At the Producers Guild of America’s Produced By: New York conference Saturday, producer Anne Carey and director Marielle Heller revealed that the final meeting between the film’s two main characters, Lee Israel (Melissa McCarthy) and Jack Hock (Richard E. Grant), almost never happened.
Can You Ever Forgive Me? chronicles the story of Israel, a real-life writer and literary forger, and her accomplice and friend Hock, who was also real.
According to Carey, it was Heller who made the film’s “pointed goodbye” between the two happen.
“[Hock] didn’t really have an ending, it was only about [Israel’s] ending,” Carey said. “One of the beautiful things that Mari did was give them a weighted moment. It was in the book actually — that line in the book, it says, ‘I saw you and I felt like I wanted to fucking trip you.’ That was a line in the book that hadn’t been in the script and Mari read the book and brought that line right back and gave them that scene.”

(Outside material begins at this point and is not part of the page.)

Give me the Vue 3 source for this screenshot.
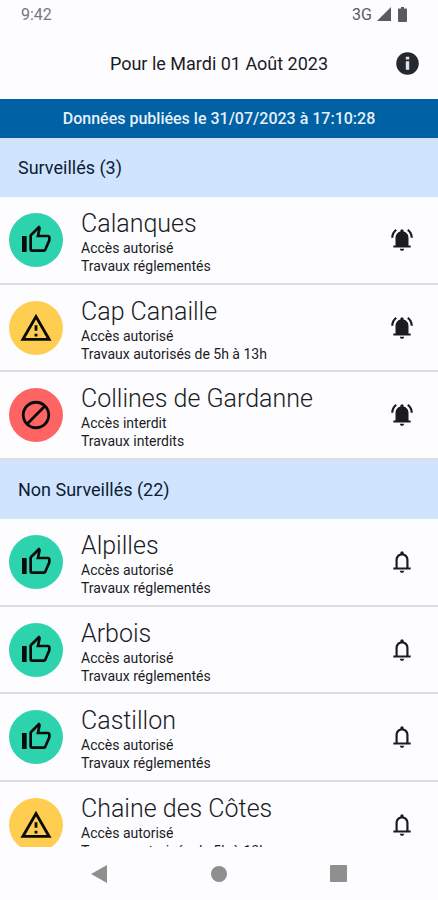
<script setup>
import { ref } from 'vue'

const sections = ref([
  {
    id: 'watched',
    title: 'Surveillés',
    count: 3,
    watched: true,
    items: [
      { name: 'Calanques', level: 'ok', access: 'Accès autorisé', works: 'Travaux réglementés' },
      { name: 'Cap Canaille', level: 'warn', access: 'Accès autorisé', works: 'Travaux autorisés de 5h à 13h' },
      { name: 'Collines de Gardanne', level: 'closed', access: 'Accès interdit', works: 'Travaux interdits' },
    ],
  },
  {
    id: 'unwatched',
    title: 'Non Surveillés',
    count: 22,
    watched: false,
    items: [
      { name: 'Alpilles', level: 'ok', access: 'Accès autorisé', works: 'Travaux réglementés' },
      { name: 'Arbois', level: 'ok', access: 'Accès autorisé', works: 'Travaux réglementés' },
      { name: 'Castillon', level: 'ok', access: 'Accès autorisé', works: 'Travaux réglementés' },
      { name: 'Chaine des Côtes', level: 'warn', access: 'Accès autorisé', works: 'Travaux autorisés de 5h à 13h' },
    ],
  },
])

const levelIcons = {
  ok: 'M5 9v12H1.500V9H5M9 21a2 2 0 0 1-2-2V9c0-.55.22-1.050.59-1.410L14.170 1l1.060 1.060c.27.27.44.64.44 1.050l-.03.32L14.690 8H21c1.110 0 2 .9 2 2v2c0 .26-.05.5-.14.73l-3.020 7.050C19.540 20.500 18.830 21 18 21H9m0-2h9.030L21 12v-2h-8.790l1.130-5.320L9 9.030V19z',
  warn: 'M12 5.99 19.53 19H4.47L12 5.99M12 2 1 21h22L12 2zm1 14h-2v2h2v-2zm0-6h-2v4h2v-4z',
  closed: 'M12 2C6.48 2 2 6.48 2 12s4.48 10 10 10 10-4.48 10-10S17.52 2 12 2zM4 12c0-4.42 3.58-8 8-8 1.85 0 3.55.63 4.9 1.69L5.69 16.9C4.63 15.55 4 13.85 4 12zm8 8c-1.85 0-3.55-.63-4.9-1.69L18.31 7.1C19.37 8.45 20 10.15 20 12c0 4.42-3.58 8-8 8z',
}
const bellBody =
  'M4 19v-2h2v-7q0-2.075 1.250-3.687T10.500 4.200v-.7q0-.625.438-1.062T12 2t1.063.438T13.500 3.500v.7q2 .5 3.250 2.113T18 10v7h2v2H4zM12 22q-.825 0-1.412-.587T10 20h4q0 .825-.587 1.413T12 22z'
const bellActive =
  bellBody +
  'M2 10q0-2.500 1.113-4.587T6.100 1.950l1.175 1.600q-1.500 1.100-2.387 2.775T4 10H2zM20 10q0-2-.887-3.675T16.725 3.550l1.175-1.600q1.875 1.375 2.988 3.463T22 10h-2z'
const bellOutline = bellBody + 'M8 17h8v-7q0-1.650-1.175-2.825T12 6 9.175 7.175 8 10v7z'
</script>

<template>
  <div class="app">
    <div class="status">
      <span class="clock">9:42</span>
      <span class="network">3G</span>
      <svg class="signal" viewBox="0 0 14 14" aria-hidden="true"><path d="M14 0v14H0z" /></svg>
      <svg class="battery" viewBox="0 0 9 15" aria-hidden="true">
        <path d="M3 0h3v1.500h2a1 1 0 0 1 1 1V14a1 1 0 0 1-1 1H1a1 1 0 0 1-1-1V2.500a1 1 0 0 1 1-1h2z" />
      </svg>
    </div>

    <header class="header">
      <h1 class="date">Pour le Mardi 01 Août 2023</h1>
      <button class="icon-button" type="button" aria-label="Informations">
        <svg class="info-icon" viewBox="0 0 24 24">
          <circle class="info-disc" cx="12" cy="12" r="10" />
          <path class="info-mark" d="M10.500 10h3v7.500h-3zM10.500 6h3v2.500h-3z" />
        </svg>
      </button>
    </header>

    <p class="published">Données publiées le 31/07/2023 à 17:10:28</p>

    <main class="content">
      <section v-for="section in sections" :key="section.id">
        <h2 class="section-title">{{ section.title }} ({{ section.count }})</h2>
        <ul class="list">
          <li v-for="item in section.items" :key="item.name" class="row">
            <span class="badge" :class="item.level">
              <svg class="badge-icon" viewBox="0 0 24 24" aria-hidden="true"><path :d="levelIcons[item.level]" /></svg>
            </span>
            <div class="text">
              <h3 class="name">{{ item.name }}</h3>
              <p class="detail">{{ item.access }}</p>
              <p class="detail">{{ item.works }}</p>
            </div>
            <button class="bell-button" type="button" :aria-label="item.name" :aria-pressed="section.watched">
              <svg class="bell" viewBox="0 0 24 24">
                <path fill-rule="evenodd" :d="section.watched ? bellActive : bellOutline" />
              </svg>
            </button>
          </li>
        </ul>
      </section>
    </main>

    <nav class="system-nav">
      <button class="nav-button" type="button" aria-label="Retour">
        <svg class="nav-icon" viewBox="0 0 18 18"><path d="M17 0v18L1 9z" /></svg>
      </button>
      <button class="nav-button" type="button" aria-label="Accueil">
        <svg class="nav-icon" viewBox="0 0 18 18"><circle cx="9" cy="9" r="8" /></svg>
      </button>
      <button class="nav-button" type="button" aria-label="Applications récentes">
        <svg class="nav-icon" viewBox="0 0 18 18"><rect x="0" y="0" width="17" height="17" rx="1" /></svg>
      </button>
    </nav>
  </div>
</template>

<style>
body {
  background: #fdfcff;
}
</style>

<style scoped>
.app {
  display: flex;
  flex-direction: column;
  height: 100vh;
  color: #1a1c1e;
  font-family: Roboto, 'Liberation Sans', sans-serif;
}
h1,
h2,
h3,
p,
ul {
  margin: 0;
  padding: 0;
}
button {
  display: flex;
  align-items: center;
  justify-content: center;
  padding: 0;
  border: 0;
  background: none;
  color: inherit;
}
svg {
  display: block;
  fill: currentColor;
}
.status {
  display: flex;
  align-items: center;
  flex: none;
  height: 28px;
  padding: 0 31px 0 21px;
  color: #5a5b5d;
  font-size: 16px;
}
.clock {
  flex: 1;
  color: #77787a;
}
.signal {
  width: 14px;
  height: 14px;
  margin: 0 7px 0 5px;
}
.battery {
  width: 9px;
  height: 15px;
}
.header {
  display: grid;
  grid-template-columns: 44px 1fr 44px;
  align-items: center;
  flex: none;
  height: 71px;
  padding: 0 9px;
}
.date {
  grid-column: 2;
  font-size: 18px;
  font-weight: 400;
  text-align: center;
}
.icon-button {
  height: 44px;
}
.info-icon {
  width: 27px;
  height: 27px;
}
.info-disc {
  fill: #25282d;
}
.info-mark {
  fill: #dfe3ea;
}
.published {
  flex: none;
  background: #0061a4;
  color: #e6f0fa;
  font-size: 16px;
  font-weight: 500;
  line-height: 39px;
  text-align: center;
}
.content {
  flex: 1;
  min-height: 0;
  overflow-y: auto;
  scrollbar-width: none;
}
.section-title {
  padding: 0 18px;
  background: #d1e4ff;
  color: #0b1d33;
  font-size: 18px;
  font-weight: 400;
  line-height: 59px;
}
.list {
  list-style: none;
}
.row {
  display: flex;
  align-items: center;
  gap: 18px;
  box-sizing: border-box;
  height: 87px;
  padding: 0 14px 0 9px;
  border-bottom: 2px solid #dddde0;
}
.row:nth-child(odd) {
  height: 88px;
}
.badge {
  display: flex;
  align-items: center;
  justify-content: center;
  flex: none;
  width: 54px;
  height: 54px;
  border-radius: 50%;
  color: #0a0c0b;
}
.ok {
  background: #2dd3ac;
}
.warn {
  background: #ffce51;
}
.closed {
  background: #ff6464;
}
.badge-icon {
  width: 34px;
  height: 34px;
}
.ok .badge-icon {
  width: 32px;
  height: 32px;
}
.text {
  flex: 1;
  min-width: 0;
  padding-top: 4px;
}
.name {
  font-size: 25px;
  font-weight: 300;
  line-height: 30px;
}
.detail {
  font-size: 14px;
  line-height: 18px;
}
.bell-button {
  flex: none;
  width: 44px;
  height: 44px;
}
.bell {
  width: 26px;
  height: 26px;
}
.system-nav {
  display: flex;
  justify-content: center;
  gap: 76px;
  flex: none;
  height: 53px;
  color: #8f8f8f;
}
.nav-button {
  width: 44px;
}
.nav-icon {
  width: 18px;
  height: 18px;
}
</style>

In the film, Hock and Israel quickly go from being partners in crime to estranged. When they meet up after not seeing each other for a while, Hock — who once told Israel all of his friends were dead — appears to be on the verge of death himself.
“I wanted to set it in the context of the AIDS crisis in New York, because the truth of the matter was that wasn’t part of the story so much when I came on board, but it was the truth of what these characters were living in,” Heller said. “It was 1991 in New York. He was a gay man. The real Jack Hock died of AIDS. So it was important for me that that wasn’t something we were softening or skating over for the sake of telling an entertaining story.”
Heller said she made sure of that as early as her first meeting with Fox Searchlight. “I was like, this is the most important thing to me that we bring in — the reality of the context of who these people are and where they’re living.”